What is a Bar Chart?
Bar charts show multiple price bars over time. Each bar shows how the price moved over a specified period of time. A daily bar chart shows a price bar for each day. Each bar typically shows the open, high, low, and close (OHLC) prices for that period. This may be adjusted to only show the high, low, and close (HLC). Technical analysts use bar charts—or other chart types like candlesticks or line charts—to monitor the price performance of assets which aids in making trading decisions.
- A bar chart shows the open, high, low, and close prices for a specified period of time.
- The vertical line on a price bar represents the high and low prices for the period.
- The left and right horizontal lines on each price bar represent the open and close prices.
- Bar charts can be colored coded. If the close is above the open it may be colored black or green, and if the close is below the open the bar may be colored red.
How Bar Charts Work
A bar chart is a collection of price bars, with each bar showing the price movements for a given period. Each bar has a vertical line that shows the highest price reached during the period, and the lowest price reached during the period. The opening price is marked by a small horizontal line on the left of the vertical line, and the closing price is marked by a small horizontal line on the right of the vertical line.
If the close price is above the open price, the bar may be colored black or green. If the close is below the open, the price dropped during that period, so it could be colored red. Color coding the price bars depending on whether the price moved higher or lower helps some traders see trends and price movements more clearly. Color coding is available as an option in most charting platforms.
Traders and investors decide which period they want to analyze. A 1-minute bar chart, which shows a new price bar each minute, would be useful for a day trader but not an investor. A weekly bar chart, which shows a new bar for each week of price movement, may be appropriate for a long-term investor, but not so much for a day trader.
Interpreting Bar Charts
Since a bar chart shows the open, high, low, and close price for each period, there is a lot of information that traders and investors can utilize on a bar chart.
Long vertical bars show there was a big price difference between the high and low of the period. That means volatility increased during that period. When a bar has very small vertical bars, it means there was little volatility.

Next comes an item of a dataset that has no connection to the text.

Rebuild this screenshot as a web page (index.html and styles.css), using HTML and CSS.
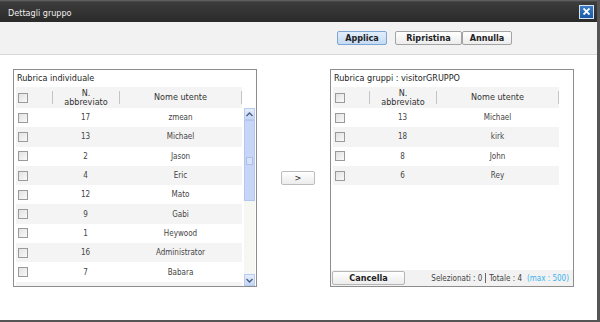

If there is a large distance between the open and close it means the price made a significant move. If the close is far above the open, it shows buyers were very active during the period which may indicate more buying in future periods is forthcoming. If the close is very close to the open, it shows there was not a lot of conviction in the price movement during the period.
The location of the close relative to the high and low may also provide valuable information. If an asset rallied higher during the period, but the close was well below the high, that shows that toward the end of the period sellers came in. That is less bullish than if the asset closed near its high for the period.
If the bar chart is colored coded based on whether the price rises or falls during the period, the colors can provide information at a glance. An overall uptrend is typically represented by more green/black bars and strong upward price movements. Downtrends are typically represented by more red bars and strong downward price movements.
Bar Charts Versus Candlestick Charts
Bar charts are very similar to Japanese candlestick charts. The two chart types show the same information but in different ways.
A bar chart is composed of a vertical line with small horizontal lines on the left and right which show the open and close. Candlesticks also have a vertical line showing the high and low of the period, but the difference between the open and close is represented by a thicker portion called a real body. The body is shaded in or colored red if the close is below the open. The body is white or green if the close is above the open. While the information is the same, the visual look of the two chart types is different.
Example of a Bar Chart
The following chart shows an example of a bar chart in the SPDR S&P 500 ETF (SPY). During declines, the bars typically get longer, showing an increase in volatility. Declines are also marked by more down (red) price bars compared to up (green) bars.
As the price rises, there tends to be more green bars than red bars. This helps to visually spot the trend. Even though there are typically red and green bars during an uptrend (or downtrend), one is more dominant. This is how prices move. In order for the price to move higher within an uptrend, the price bars will need to reflect that by moving higher as well, on average. If the price starts moving lower, on average, by creating more red bars, then the price is moving into a pullback or a trend reversal.